52% of those on David Cameron's A-List - the list of candidates intended to make the Tory Party more representative - went to a private school, compared to 7% of all children nationally.
It has been widely publicised that 15 out of 82 Tory frontbenchers went to Eton, including three shadow cabinet members, shadow higher education minister Boris Johnson and Oliver Letwin, who chairs the Tories' policy review . So did George Bridges, the Tories' head of campaigns, Edward Llewellyn, Cameron's chief of staff and his new special adviser Danny Kruger.
According to a report published by the Sutton Trust educational charity in December last year, 59% of Tory MPs and 62% of Tory frontbenchers went to a private school.
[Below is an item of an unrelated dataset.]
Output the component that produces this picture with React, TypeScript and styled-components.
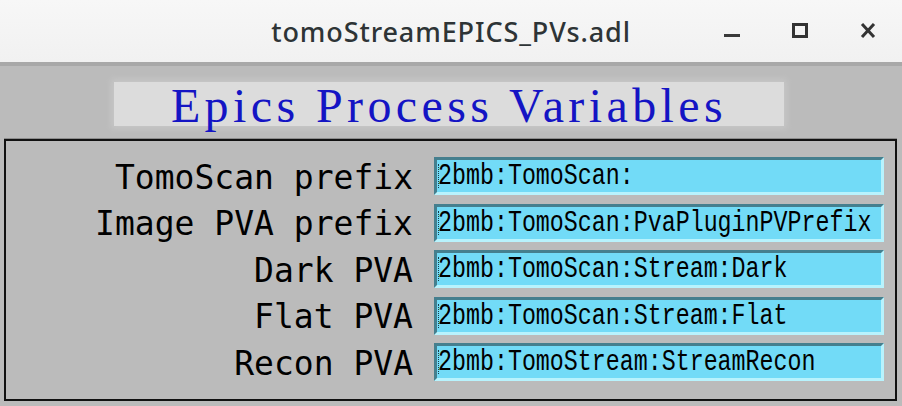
import React from 'react';
import styled, { createGlobalStyle } from 'styled-components';

const GlobalStyle = createGlobalStyle`
    html, body {
        margin: 0;
        padding: 0;
        background: #bbbbbb;
        overflow: hidden;
    }
`;

const Window = styled.div`
    width: 902px;
    height: 406px;
    display: flex;
    flex-direction: column;
    background: #bbbbbb;
`;

const TitleBar = styled.header`
    height: 62px;
    display: grid;
    grid-template-columns: 1fr auto 1fr;
    align-items: center;
    background: linear-gradient(#f7f7f7, #f1f1f1);
    border-bottom: 4px solid #a8a8a8;
    flex: 0 0 auto;
`;

const WindowTitle = styled.h1`
    grid-column: 2;
    margin: 0;
    font-family: "Noto Sans", "DejaVu Sans", sans-serif;
    font-size: 27px;
    font-weight: 500;
    letter-spacing: 0.9px;
    color: #2e3436;
`;

const Controls = styled.div`
    grid-column: 3;
    justify-self: end;
    display: flex;
    align-items: center;
    gap: 52px;
    padding-right: 26px;

    svg {
        display: block;
        width: 16px;
        height: 16px;
    }
`;

const Body = styled.main`
    flex: 1;
    display: flex;
    flex-direction: column;
    padding: 16px 5px 0 4px;
`;

const Banner = styled.div`
    margin-left: 110px;
    width: 670px;
    height: 44px;
    background: #dcdcdc;
    box-shadow: 0 0 6px 3px #c6c6c6;
    display: flex;
    align-items: center;
    justify-content: center;
    font-family: "Liberation Serif", "DejaVu Serif", serif;
    font-size: 48px;
    letter-spacing: 4.4px;
    color: #1414c4;
    line-height: 1;
    padding-top: 3px;
    box-sizing: border-box;
`;

const Frame = styled.section`
    box-sizing: border-box;
    margin-top: 13px;
    height: 262px;
    border: 2px solid #111111;
    box-shadow: 0 -1px 0 #8c8c8c;
    display: grid;
    grid-template-columns: 407px 450px;
    grid-auto-rows: 38px;
    column-gap: 21px;
    row-gap: 8.5px;
    align-content: start;
    padding-top: 16px;
`;

const Label = styled.div`
    display: flex;
    align-items: center;
    justify-content: flex-end;
    font-family: "DejaVu Sans Mono", "Liberation Mono", monospace;
    font-size: 33px;
    color: #000000;
    white-space: nowrap;
    padding-top: 2px;
`;

const Field = styled.div`
    position: relative;
    display: flex;
    align-items: center;
    box-sizing: border-box;
    background: #72dbf7;
    border-style: solid;
    border-width: 3px;
    border-color: #457f8e #b8f3fd #b8f3fd #457f8e;
    padding-left: 1px;
    overflow: hidden;

    &::before {
        content: '';
        position: absolute;
        left: 1px;
        top: 4px;
        bottom: 4px;
        border-left: 1px dotted #1a3a44;
    }
`;

const FieldText = styled.span`
    font-family: "Liberation Mono", "DejaVu Sans Mono", monospace;
    font-size: 23.3px;
    color: #000000;
    white-space: nowrap;
    display: inline-block;
    transform: scaleY(1.25);
    transform-origin: left center;
`;

const pvs = [
    { label: 'TomoScan prefix', value: '2bmb:TomoScan:' },
    { label: 'Image PVA prefix', value: '2bmb:TomoScan:PvaPluginPVPrefix' },
    { label: 'Dark PVA', value: '2bmb:TomoScan:Stream:Dark' },
    { label: 'Flat PVA', value: '2bmb:TomoScan:Stream:Flat' },
    { label: 'Recon PVA', value: '2bmb:TomoStream:StreamRecon' },
];

export default function App(): JSX.Element {
    return (
        <Window>
            <GlobalStyle />
            <TitleBar>
                <WindowTitle>tomoStreamEPICS_PVs.adl</WindowTitle>
                <Controls>
                    <svg viewBox="0 0 16 16">
                        <rect x="0" y="11" width="16" height="3" fill="#3a3a3a" />
                    </svg>
                    <svg viewBox="0 0 16 16">
                        <rect x="1.5" y="1.5" width="13" height="12" fill="none" stroke="#333" strokeWidth="3" />
                    </svg>
                    <svg viewBox="0 0 16 16">
                        <path d="M2 1 L14 14 M14 1 L2 14" stroke="#333" strokeWidth="3" />
                    </svg>
                </Controls>
            </TitleBar>
            <Body>
                <Banner>Epics Process Variables</Banner>
                <Frame>
                    {pvs.map((pv) => (
                        <React.Fragment key={pv.label}>
                            <Label>{pv.label}</Label>
                            <Field>
                                <FieldText>{pv.value}</FieldText>
                            </Field>
                        </React.Fragment>
                    ))}
                </Frame>
            </Body>
        </Window>
    );
}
No doubt the percentage is higher for the shadow cabinet, though that information is not easily available. 20% of Tory MPs went to a comprehensive, compared to 88% nationally.
32% of all MPs, 29% of all backbenchers and 42% of all frontbenchers from the three main parties went to a private school, as against the 25%, 27% and 22% who went to a comprehensive. 39% of Lib Dem MPs and 18% of Labour MPs went to a private school, and 25% of the Labour frontbench, including Tony Blair, Tessa Jowell and former Education Secretary Ruth Kelly.